Après ce premier triomphe, il accusa son adversaire de déloyauté, en lui reprochant d'avoir voulu en imposer à l'Assemblée par une citation fausse, qu'il avait empruntée sans doute à un de ses écrivains. On sait que Mirabeau avait à sa disposition un certain nombre d'écrivains assez médiocres, qui lui fournissaient des

(1) Moniteur, séance du 28 novembre 1790. (2) Ibid.

recherches sur les matières qu'il devait traiter. Maury y fit allusion dans le dessein de l'humilier; ensuite il continua, en faisant voir que la naïve explication de Mirabeau n'a fait que confirmer le sens qu'il lui avait prêté; et puis il ajouta, avec un air de triomphe : « Je «ne dirai point alors, en discutant votre réponse, que « ces ridicules paroles ne sont sorties que de votre «< bouche; mais je dirai, et cette assemblée dira comme << moi, que votre proposition n'a pu sortir que d'une « téte absurde. » Après ce trait poignant, qui frappait comme un coup de foudre, Maury pria Mirabeau de remercier les tribunes des applaudissements qu'elles lui avaient prodigués. Rien n'était plus humiliant pour le grand orateur.
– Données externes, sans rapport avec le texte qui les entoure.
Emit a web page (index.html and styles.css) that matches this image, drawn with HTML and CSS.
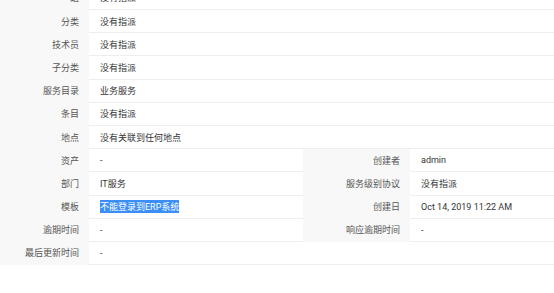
FILE: index.html
```html
<!DOCTYPE html>
<html lang="zh-CN">
<head>
<meta charset="utf-8">
<title>详情</title>
<link rel="stylesheet" href="styles.css">
</head>
<body>
<div class="details">
  <div class="lbl">组</div><div class="val span3">没有指派</div>
  <div class="lbl">分类</div><div class="val span3">没有指派</div>
  <div class="lbl">技术员</div><div class="val span3">没有指派</div>
  <div class="lbl">子分类</div><div class="val span3">没有指派</div>
  <div class="lbl">服务目录</div><div class="val span3">业务服务</div>
  <div class="lbl">条目</div><div class="val span3">没有指派</div>
  <div class="lbl">地点</div><div class="val span3">没有关联到任何地点</div>

  <div class="lbl">资产</div><div class="val">-</div>
  <div class="lbl">创建者</div><div class="val">admin</div>

  <div class="lbl">部门</div><div class="val">IT服务</div>
  <div class="lbl">服务级别协议</div><div class="val">没有指派</div>

  <div class="lbl">模板</div><div class="val"><span class="sel">不能登录到ERP系统</span></div>
  <div class="lbl">创建日</div><div class="val">Oct 14, 2019 11:22 AM</div>

  <div class="lbl">逾期时间</div><div class="val">-</div>
  <div class="lbl">响应逾期时间</div><div class="val">-</div>

  <div class="lbl">最后更新时间</div><div class="val span3">-</div>
</div>
</body>
</html>
```

FILE: styles.css
```css
html, body {
  margin: 0;
  padding: 0;
  background: #ffffff;
}

body {
  width: 554px;
  height: 293px;
  overflow: hidden;
  font-family: Roboto, "Noto Sans CJK SC", sans-serif;
  font-size: 9px;
}

.details {
  margin-top: -13.2px;
  display: grid;
  grid-template-columns: 89px 214px 107px 1fr;
  grid-auto-rows: 23.2px;
}

.lbl,
.val {
  box-sizing: border-box;
  display: flex;
  align-items: center;
  border-bottom: 1px solid #eeeeee;
  white-space: nowrap;
}

.lbl {
  justify-content: flex-end;
  padding-right: 10px;
  background: #f8f8f8;
  border-bottom-color: #f8f8f8;
  color: #555555;
  font-family: "Noto Sans CJK SC", sans-serif;
}

.val {
  padding-left: 11px;
  color: #333333;
}

.span3 {
  grid-column: span 3;
}

.sel {
  background: #3a8ef6;
  color: #ffffff;
}
```
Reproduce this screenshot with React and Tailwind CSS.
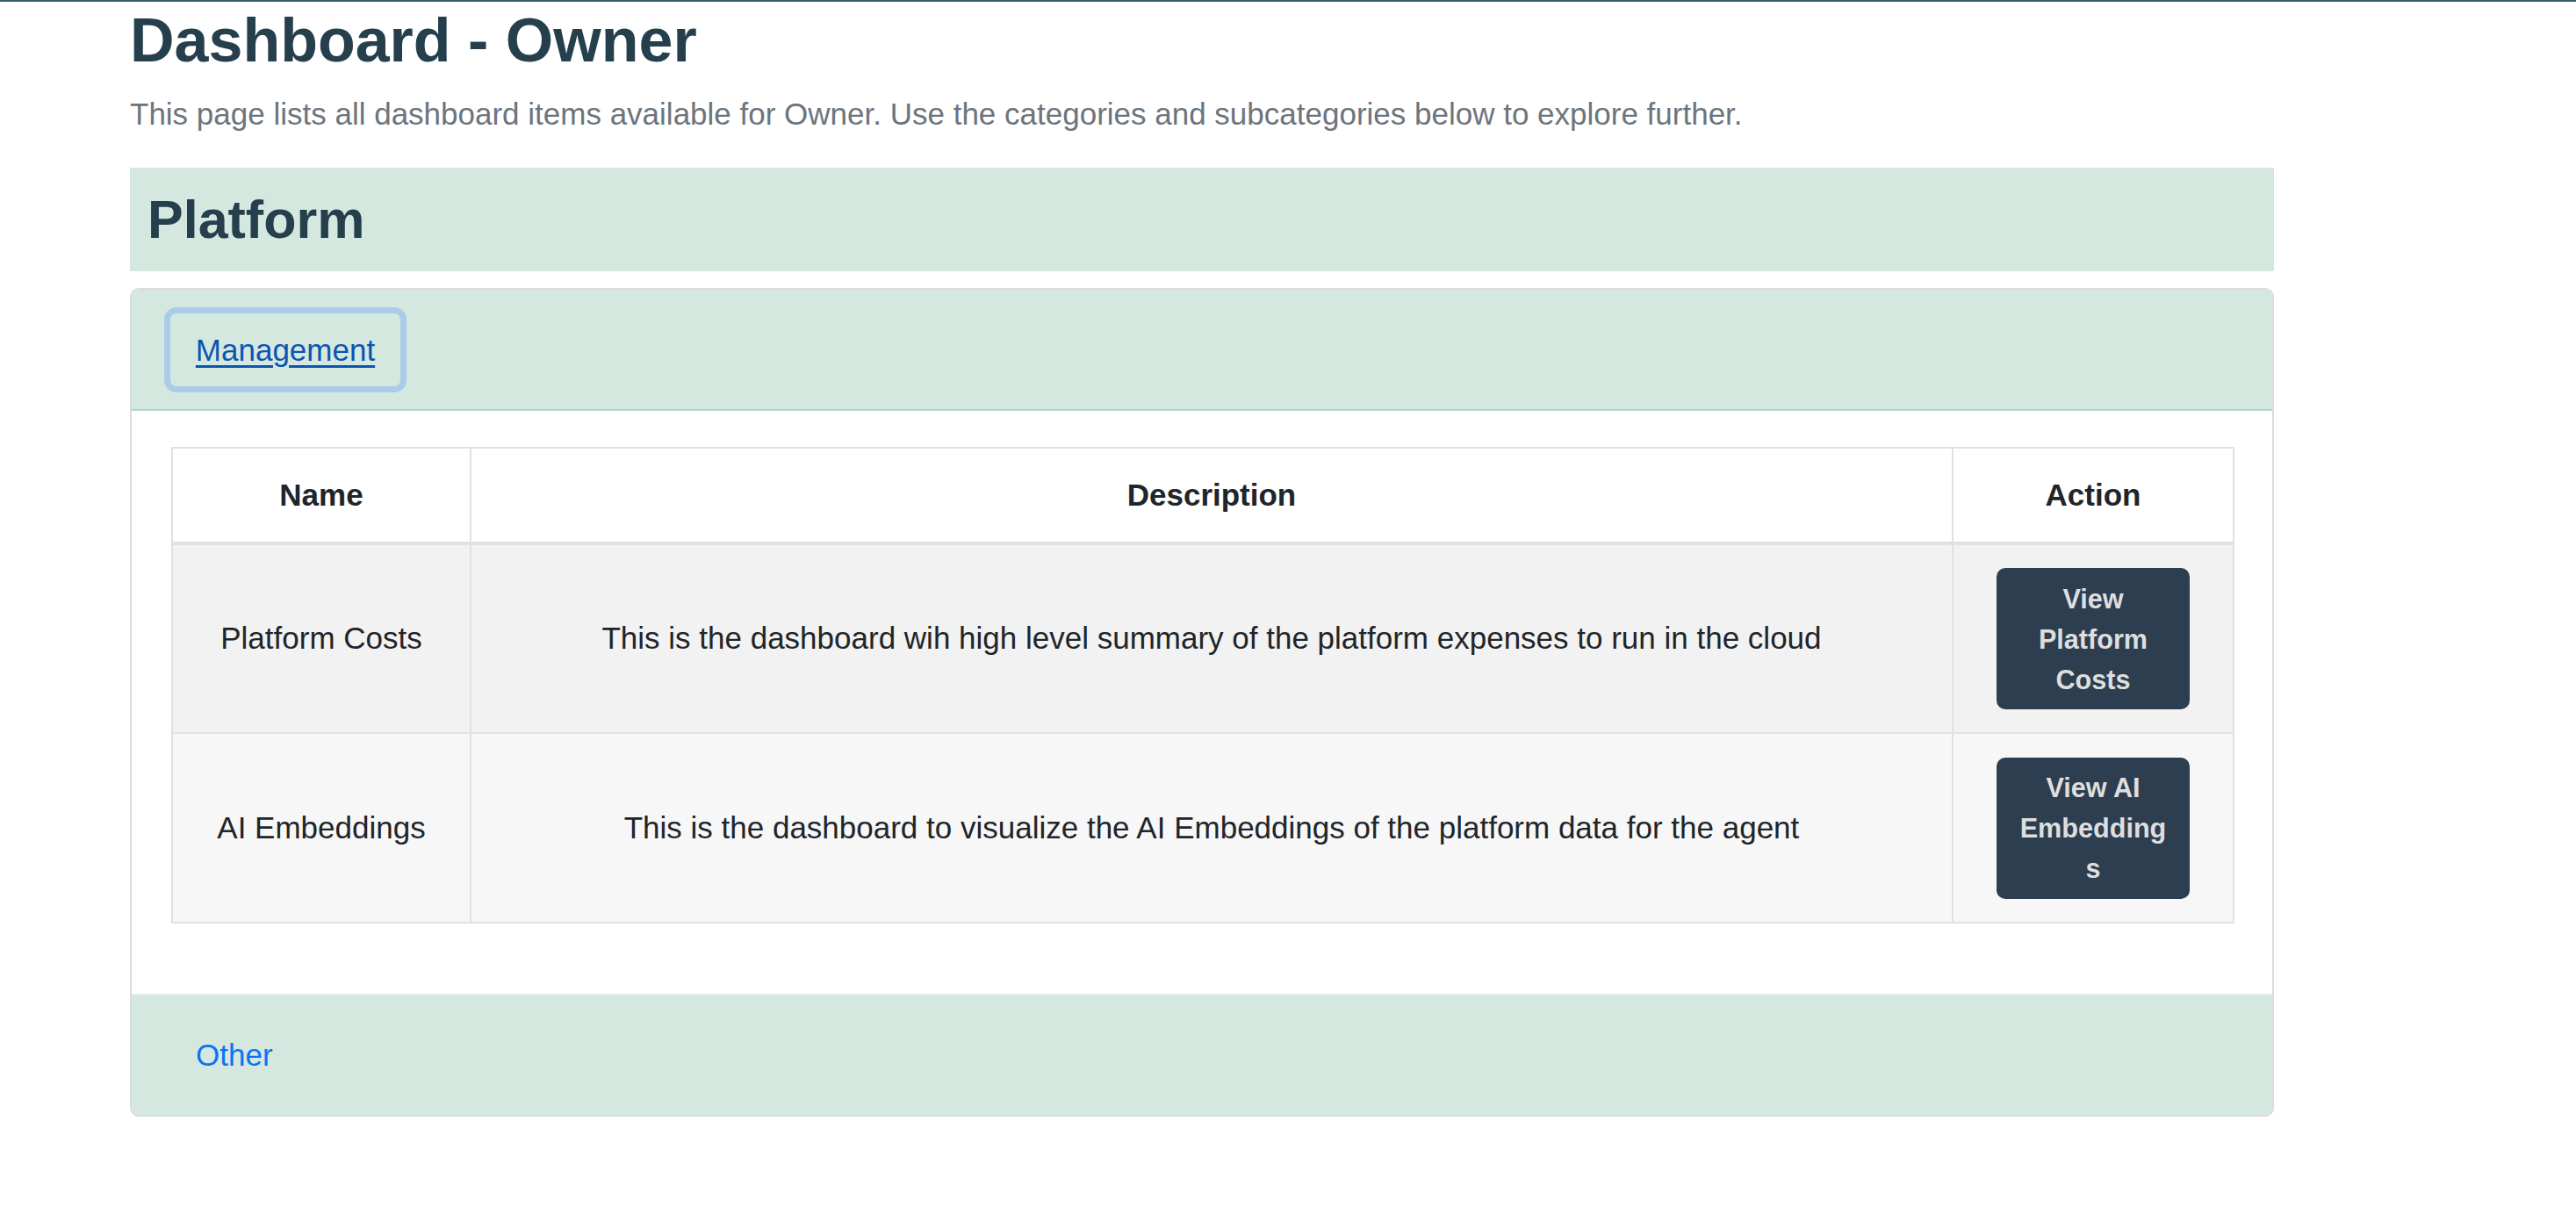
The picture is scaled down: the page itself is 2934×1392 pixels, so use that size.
import React from 'react';

const rows = [
  {
    name: 'Platform Costs',
    description: 'This is the dashboard wih high level summary of the platform expenses to run in the cloud',
    action: 'View Platform Costs',
    bg: 'bg-[#f2f2f2]',
  },
  {
    name: 'AI Embeddings',
    description: 'This is the dashboard to visualize the AI Embeddings of the platform data for the agent',
    action: 'View AI Embeddings',
    bg: 'bg-[#f7f7f7]',
  },
];

const DashboardTable = () => (
  <table className="w-[2348px] border-collapse border-2 border-[#dee2e6] text-[35px] text-[#212529] table-fixed">
    <thead>
      <tr className="h-[109px] bg-white border-b-4 border-[#dee2e6]">
        <th className="w-[340px] border-r-2 border-[#dee2e6] font-bold">Name</th>
        <th className="w-[1688px] border-r-2 border-[#dee2e6] font-bold">Description</th>
        <th className="w-[320px] font-bold">Action</th>
      </tr>
    </thead>
    <tbody>
      {rows.map((row) => (
        <tr key={row.name} className={`h-[216px] border-b-2 border-[#dee2e6] ${row.bg}`}>
          <td className="border-r-2 border-[#dee2e6] text-center">{row.name}</td>
          <td className="border-r-2 border-[#dee2e6] text-center">{row.description}</td>
          <td className="text-center">
            <button className="mx-auto w-[220px] h-[161px] px-[24px] rounded-[10px] bg-[#2c3e50] text-[#dedede] text-[30.6px] leading-[46px] font-bold text-center [overflow-wrap:anywhere]">
              {row.action}
            </button>
          </td>
        </tr>
      ))}
    </tbody>
  </table>
);

export default function App() {
  return (
    <div className="min-h-[1392px] bg-white border-t-2 border-[#3b5b6e] font-['Liberation_Sans',Arial,sans-serif]">
      <div className="ml-[148px] w-[2442px]">
        <h1 className="mt-[2px] text-[70px] leading-[84px] font-bold text-[#263f4d]">Dashboard - Owner</h1>
        <p className="mt-[16px] text-[35px] leading-[52px] text-[#6c757d]">
          This page lists all dashboard items available for Owner. Use the categories and subcategories below to explore further.
        </p>

        {/* category header */}
        <div className="mt-[35px] h-[118px] bg-[#d5e8e0] px-[20px] flex items-center">
          <h2 className="text-[61px] leading-[73px] font-bold text-[#263f4d]">Platform</h2>
        </div>

        {/* subcategory card */}
        <div className="mt-[19px] border-2 border-[#dcdcdc] rounded-[10px] overflow-hidden">
          <div className="h-[138px] bg-[#d5e8e0] border-b-2 border-[#bdd1c8] px-[37px] pt-[20px]">
            <button className="w-[276px] h-[97px] rounded-[14px] border-[7px] border-[#aacce9] flex items-center justify-center">
              <span className="text-[35px] leading-[52px] text-[#0b55b1] underline underline-offset-[5px] decoration-[3px]">Management</span>
            </button>
          </div>

          <div className="bg-white px-[45px] pt-[41px] pb-[80px]">
            <DashboardTable />
          </div>

          <div className="h-[138px] bg-[#d5e8e0] border-t-2 border-[#e3ebe7] px-[73px] flex items-center">
            <span className="text-[35px] leading-[52px] text-[#0a74f5]">Other</span>
          </div>
        </div>
      </div>
    </div>
  );
}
Cependant Maury 'ne s'arrêta pas là; il le provoqua à répondre, et lui proposa de lui céder la tribune. Mirabeau resta muet. Maury le provoqua de nouveau, en le priant de chercher quelques-unes de ces subtilités qui lui sont si ordinaires, dont il puisse également faire justice. Mais Mirabeau, confus et humilié, ne dit pas un seul mot; et les tribunes, témoins de sa défaite, se condamnèrent au silence. Les paroles de Maury sont trop remarquables pour ne point trouver place dans cette histoire :

<< Remerciez à présent les tribunes des applaudissements flatteurs qu'elles vous ont prodigués, lorsque vous avez eu la charité de me dénoncer à leur savante improbation par votre désaveu. Si vous êtes tenté de répliquer, parlez; je vous cède la parole... Vous ne dites rien?... Cherchez tranquillement quelque subtilité dont je puisse faire aussitôt une justice exemplaire... Vous ne dites plus rien? Je poursuis donc; et, après avoir restitué ces mêmes paroles que vous avez trouvées

si concluantes dans votre bouche et si ridicules dans la mienne, j'attaque directement votre argument. Je vais vous mettre en état de juger vous-même des principes théologiques qui vous ont fait tant d'honneur dans les tribunes. >>

Maury reprit ensuite son sérieux, et prouva, par les raisons les plus solides et les comparaisons les plus justes, que l'évêque n'était point universel; que sa juridiction, comme celle du juge, était circonscrite dans certaines limites au delà desquelles son pouvoir expire, et que par conséquent la constitution civile du clergé, qui bouleversait toutes les juridictions épiscopales, n'était point admissible (1).

Il révéla dans son discours différentes manoeuvres employées par les députés ennemis de l'Église. Avant tout il reprocha au comité ecclésiastique d'être sorti du cercle de ses attributions, de s'être érigé en pouvoir exécutif, d'avoir correspondu sans mission avec les départements, droit qui n'appartient pas à l'Assemblée elle-même. « C'est votre comité ecclésiastique, dit-il, qui s'est mis à la place du roi; c'est lui qui a écrit, c'est à lui qu'on a répondu. Il serait bien étrange, ajouta-t-il, que la bureaucratie de cette Assemblée vînt remplacer la bureaucratie du ministère... Ce comité eût dû établir une correspondance avec l'Assemblée, et non pas avec les départements. Je dis qu'il a usurpé le pouvoir exécutif, qu'il s'est fait roi dans cette partie. Il ne s'est pas encore contenté de cela, il a usurpé l'autorité du corps législatif; il a outre-passé ses pouvoirs, si vous lui en avez donné, en aggravant encore ce que vos

(1) Moniteur, séance du 27 novembre 1790.